Что здесь делал?Тормозов вздыхал на своём стуле и косился на входную дверь с тоскливым видом послушной собаки. Самоварову стало его жаль. Он тихо сказал:
– Вам трудно, Алексей Ильич, сразу всё вспомнить. Да, кресло стояло, кот в нём лежал. Но вы ведь не с котом вдвоём тут сидели? Тот другой, кто был с вами, сможет всё вспомнить, а вы домой пойдёте, отдохнёте…
Тормозов расплылся благодарной улыбкой:
– Конечно! Вы правы! Я, собственно, сюда в туалет-то и зашёл, а так мы с Пермиловским договорились в торговом центре «Евразия» встретиться. Надо было подарок купить Алику Ледяеву. Там продавались огромнейшие песочные часы корейского производства, с музыкой. Помните, как Пугачёва пела: «Ещё идут песочные часы»? Верунчик Пугачёву просто обожает, а Алик про часы поёт. Только какая-то гадина нас опередила. Приходим – нет часов.
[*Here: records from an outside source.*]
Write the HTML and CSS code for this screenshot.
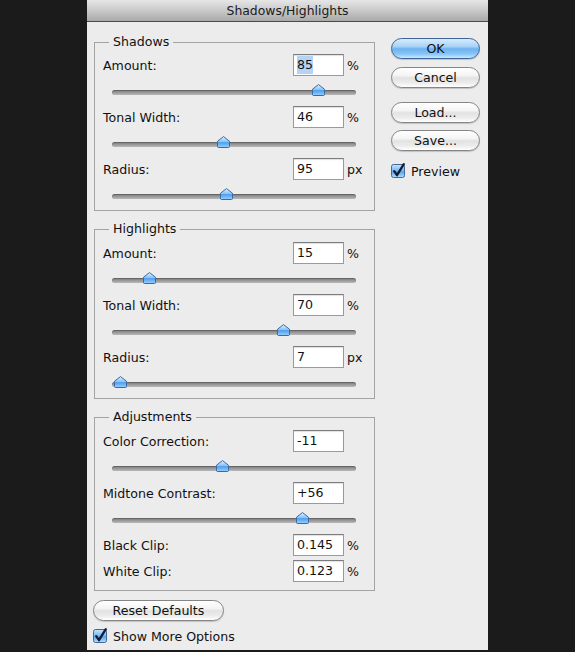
FILE: index.html
```html
<!DOCTYPE html>
<html>
<head>
<meta charset="utf-8">
<title>Shadows/Highlights</title>
<link rel="stylesheet" href="styles.css">
</head>
<body>
<svg class="defs" aria-hidden="true">
  <defs>
    <linearGradient id="thumbGrad" x1="0" y1="0" x2="0" y2="1">
      <stop offset="0" stop-color="#e4f2ff"/>
      <stop offset="0.45" stop-color="#8cc4f5"/>
      <stop offset="0.55" stop-color="#4f9ff0"/>
      <stop offset="1" stop-color="#9ad2ff"/>
    </linearGradient>
    <linearGradient id="boxGrad" x1="0" y1="0" x2="0" y2="1">
      <stop offset="0" stop-color="#c9e4fb"/>
      <stop offset="0.5" stop-color="#77b6f0"/>
      <stop offset="0.55" stop-color="#5aa3ea"/>
      <stop offset="1" stop-color="#b4e0ff"/>
    </linearGradient>
  </defs>
</svg>
<div class="dialog">
  <div class="titlebar">Shadows/Highlights</div>
  <div class="body">
    <div class="left">
      <fieldset class="group g1">
        <legend>Shadows</legend>
        <div class="row"><span class="label">Amount:</span><div class="field"><span class="sel">85</span></div><span class="unit">%</span></div>
        <div class="slider-row"><div class="slider"><svg class="thumb" style="left:calc(84.8% - 6.5px)" viewBox="0 0 13 12"><path d="M0.5 5.2 L6.5 0.6 L12.5 5.2 V10.5 Q12.5 11.5 11.5 11.5 H1.5 Q0.5 11.5 0.5 10.5 Z" fill="url(#thumbGrad)" stroke="#3a6aa3"/></svg></div></div>
        <div class="row"><span class="label">Tonal Width:</span><div class="field">46</div><span class="unit">%</span></div>
        <div class="slider-row"><div class="slider"><svg class="thumb" style="left:calc(45.9% - 6.5px)" viewBox="0 0 13 12"><path d="M0.5 5.2 L6.5 0.6 L12.5 5.2 V10.5 Q12.5 11.5 11.5 11.5 H1.5 Q0.5 11.5 0.5 10.5 Z" fill="url(#thumbGrad)" stroke="#3a6aa3"/></svg></div></div>
        <div class="row"><span class="label">Radius:</span><div class="field">95</div><span class="unit">px</span></div>
        <div class="slider-row"><div class="slider"><svg class="thumb" style="left:calc(47.1% - 6.5px)" viewBox="0 0 13 12"><path d="M0.5 5.2 L6.5 0.6 L12.5 5.2 V10.5 Q12.5 11.5 11.5 11.5 H1.5 Q0.5 11.5 0.5 10.5 Z" fill="url(#thumbGrad)" stroke="#3a6aa3"/></svg></div></div>
      </fieldset>

      <fieldset class="group g2">
        <legend>Highlights</legend>
        <div class="row"><span class="label">Amount:</span><div class="field">15</div><span class="unit">%</span></div>
        <div class="slider-row"><div class="slider"><svg class="thumb" style="left:calc(15.2% - 6.5px)" viewBox="0 0 13 12"><path d="M0.5 5.2 L6.5 0.6 L12.5 5.2 V10.5 Q12.5 11.5 11.5 11.5 H1.5 Q0.5 11.5 0.5 10.5 Z" fill="url(#thumbGrad)" stroke="#3a6aa3"/></svg></div></div>
        <div class="row"><span class="label">Tonal Width:</span><div class="field">70</div><span class="unit">%</span></div>
        <div class="slider-row"><div class="slider"><svg class="thumb" style="left:calc(70.1% - 6.5px)" viewBox="0 0 13 12"><path d="M0.5 5.2 L6.5 0.6 L12.5 5.2 V10.5 Q12.5 11.5 11.5 11.5 H1.5 Q0.5 11.5 0.5 10.5 Z" fill="url(#thumbGrad)" stroke="#3a6aa3"/></svg></div></div>
        <div class="row"><span class="label">Radius:</span><div class="field">7</div><span class="unit">px</span></div>
        <div class="slider-row"><div class="slider"><svg class="thumb" style="left:calc(3.3% - 6.5px)" viewBox="0 0 13 12"><path d="M0.5 5.2 L6.5 0.6 L12.5 5.2 V10.5 Q12.5 11.5 11.5 11.5 H1.5 Q0.5 11.5 0.5 10.5 Z" fill="url(#thumbGrad)" stroke="#3a6aa3"/></svg></div></div>
      </fieldset>

      <fieldset class="group g3">
        <legend>Adjustments</legend>
        <div class="row"><span class="label">Color Correction:</span><div class="field">-11</div><span class="unit"></span></div>
        <div class="slider-row"><div class="slider"><svg class="thumb" style="left:calc(45.1% - 6.5px)" viewBox="0 0 13 12"><path d="M0.5 5.2 L6.5 0.6 L12.5 5.2 V10.5 Q12.5 11.5 11.5 11.5 H1.5 Q0.5 11.5 0.5 10.5 Z" fill="url(#thumbGrad)" stroke="#3a6aa3"/></svg></div></div>
        <div class="row"><span class="label">Midtone Contrast:</span><div class="field">+56</div><span class="unit"></span></div>
        <div class="slider-row"><div class="slider"><svg class="thumb" style="left:calc(77.9% - 6.5px)" viewBox="0 0 13 12"><path d="M0.5 5.2 L6.5 0.6 L12.5 5.2 V10.5 Q12.5 11.5 11.5 11.5 H1.5 Q0.5 11.5 0.5 10.5 Z" fill="url(#thumbGrad)" stroke="#3a6aa3"/></svg></div></div>
        <div class="row"><span class="label">Black Clip:</span><div class="field">0.145</div><span class="unit">%</span></div>
        <div class="row"><span class="label">White Clip:</span><div class="field">0.123</div><span class="unit">%</span></div>
      </fieldset>

      <div class="btn reset">Reset Defaults</div>
      <label class="check more">
        <svg class="cb" viewBox="0 0 16 16"><rect x="0.5" y="1.5" width="13" height="13" rx="2" fill="url(#boxGrad)" stroke="#43679b"/><path d="M3.2 8.2 L6 12.2 L12.8 1.2" fill="none" stroke="#101c33" stroke-width="2.3" stroke-linecap="round" stroke-linejoin="round"/></svg>
        <span>Show More Options</span>
      </label>
    </div>

    <div class="right">
      <div class="btn default ok">OK</div>
      <div class="btn cancel">Cancel</div>
      <div class="btn load">Load...</div>
      <div class="btn save">Save...</div>
      <label class="check preview">
        <svg class="cb" viewBox="0 0 16 16"><rect x="0.5" y="1.5" width="13" height="13" rx="2" fill="url(#boxGrad)" stroke="#43679b"/><path d="M3.2 8.2 L6 12.2 L12.8 1.2" fill="none" stroke="#101c33" stroke-width="2.3" stroke-linecap="round" stroke-linejoin="round"/></svg>
        <span>Preview</span>
      </label>
    </div>
  </div>
</div>
</body>
</html>
```

FILE: styles.css
```css
html, body {
  margin: 0;
  padding: 0;
  background: #1b1b1b;
}
body {
  font-family: "DejaVu Sans", "Liberation Sans", sans-serif;
  font-size: 12.6px;
  color: #111;
}
.defs {
  position: absolute;
  width: 0;
  height: 0;
}
.dialog {
  width: 401px;
  height: 650px;
  margin-left: 87px;
  background: #ececec;
  box-sizing: border-box;
}
.titlebar {
  height: 21px;
  line-height: 21px;
  border-bottom: 1px solid #4a4a4a;
  background: linear-gradient(#e6e6e6, #c9c9c9 50%, #a9a9a9);
  text-align: center;
  font-size: 12.4px;
  color: #1a1a1a;
}
.body {
  display: flex;
  padding-left: 7px;
}
.left {
  width: 281px;
  display: flex;
  flex-direction: column;
}
.right {
  width: 89px;
  margin-left: 16px;
  padding-top: 16px;
  display: flex;
  flex-direction: column;
}
.group {
  margin: 0;
  border: 1px solid #a3a3a3;
  padding: 2px 7px 2px 8px;
  min-width: 0;
}
.g1 { margin-top: 12px; }
.g2 { margin-top: 10px; padding-top: 3px; }
.g3 { margin-top: 10px; padding-top: 3px; padding-bottom: 6px; }
.group legend {
  margin-left: 6px;
  padding: 0 4px;
  line-height: 16px;
  font-size: 12.6px;
  color: #111;
}
.row {
  display: flex;
  align-items: center;
  height: 26px;
}
.label {
  flex: 1;
}
.field {
  width: 51px;
  height: 22px;
  box-sizing: border-box;
  background: #fff;
  border: 1px solid #9a9a9a;
  border-top-color: #7c7c7c;
  box-shadow: inset 0 1px 1px rgba(0, 0, 0, 0.12);
  padding-left: 3px;
  line-height: 20px;
  font-size: 12.6px;
}
.sel {
  background: #b3d3f7;
  padding: 1px 0 2px;
}
.unit {
  width: 20px;
  margin-left: 3px;
}
.slider-row {
  height: 26px;
  display: flex;
  align-items: center;
  padding-top: 2px;
  box-sizing: border-box;
}
.slider {
  position: relative;
  margin-left: 9px;
  width: 244px;
  height: 5px;
  border-radius: 3px;
  background: linear-gradient(#7e7e7e, #999 50%, #b9b9b9);
  box-shadow: inset 0 1px 1px rgba(0, 0, 0, 0.25);
}
.thumb {
  position: absolute;
  bottom: -1px;
  width: 13px;
  height: 12px;
  display: block;
}
.btn {
  display: flex;
  align-items: center;
  justify-content: center;
  height: 21px;
  box-sizing: border-box;
  border: 1px solid #858585;
  border-radius: 11px;
  background: linear-gradient(#ffffff, #f4f4f4 40%, #e2e2e2 52%, #ececec 78%, #ffffff);
  box-shadow: 0 1px 1px rgba(0, 0, 0, 0.18);
  color: #111;
  font-size: 12.6px;
}
.btn.default {
  border-color: #3f6396;
  background: linear-gradient(#d6ecfd, #a6d2f7 40%, #6db2f0 52%, #86c4f6 78%, #c5eaff);
}
.cancel { margin-top: 8px; }
.load { margin-top: 14px; }
.save { margin-top: 7px; }
.reset {
  width: 131px;
  margin-left: -1px;
  margin-top: 9px;
}
.check {
  display: flex;
  align-items: center;
  gap: 4px;
}
.cb {
  width: 16px;
  height: 16px;
  overflow: visible;
  flex: none;
}
.preview {
  margin-top: 12px;
}
.more {
  margin-top: 7px;
  margin-left: -1px;
}
```
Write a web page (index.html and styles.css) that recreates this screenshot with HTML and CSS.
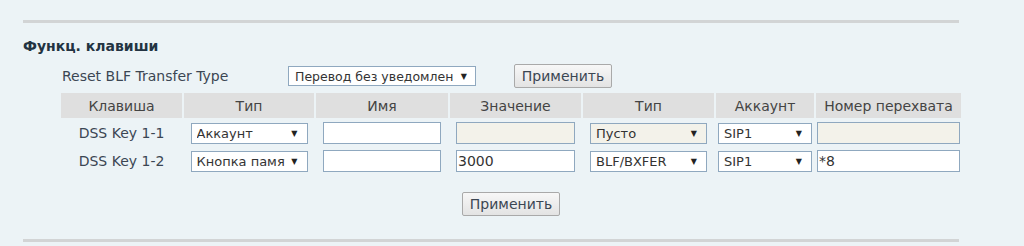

Теперь другой подарок ищем. Вот в Джезказгане, где я был в командировке и скорешился с Валеркой Леонтьевым…
– Вы с Пермиловским были? Не в Джезказгане, а здесь, где кот сидел?
– Нет! Пермиловский меня в «Евразии» дожидался. Тут его не было. Про кота у Вити поинтересуйтесь – он должен знать. Мы тогда с Витей шли, я его и спросил, нет ли где поблизости приличного бесплатного сортира. Понимаете, приспичило… Витя меня сюда и привёл. Не слишком тут прилично, но денег действительно не взяли. Я отлил – и в «Евразию» бегом. Но там какая-то гадина…
– А Витя тут остался?
– Не помню. Совсем не помню…
Тормозов виновато улыбнулся.
– Только Вити нам здесь не хватало, – ворчал Стас, когда Тормозова наконец отправили домой. – Кто этот Витя, где его искать? Завтра на свежую голову снова придётся пытать этого курносого сказителя былин. Сегодня он перенапрягся, и к концу память заело. Про Витю ничего не помнит, только про космодром.
– А Витю ты знаешь, – заметил Самоваров. – Вы вчера познакомились. Это тот самый серьёзный гражданин, что отбирал швабру у уборщицы в Кривом гастрономе.
Стас даже присвистнул:
– А не наш ли это чистюля со шприцем?
У Самоварова неприятно перехватило дух.
– Вряд ли это Витя, – подумав, сказал он. – Правда, он бывший медик – фельдшер, кажется. Но если Витя в тот вечер был здесь с Тормозовым, почему его не углядел зоркий Селиванов?
– А сортир за шкафом, сильно уступающий сортиру Станиславского? – напомнил Стас.
– Ты думаешь, Витя там спрятался? Но зачем? И к чему Вите убивать наших стариков?
– Ну, у психов своя логика. Откуда он мог знать Щепина? Может, он тоже в психушке наблюдался?
– Вроде бы нет. Я ни о чём таком не слышал.
– Такие вещи люди обычно не афишируют. Я же узнаю точно. Итак, завтра в психушку, только в психушку! – решительно заключил Стас.
– Но зачем, по-твоему, Витя двух стариканов угробил?
– Затем, что ненормальный.
– Ты же сам сказал, что у ненормального тоже логика должна быть, только своя, ненормальная, – не согласился Самоваров. – Я сам читал в газете, как одна медсестра отправляла на тот свет своих зажившихся престарелых пациентов. Из чувства долга она это делала – мол, раз природа запаздывает… Но это не у нас, это в Англии было. Там же другая медсестра доводила какими-то лекарствами детишек до комы, а потом «спасала». Родители ей по гроб были благодарны, все её уважали и любили. Этого она и добивалась.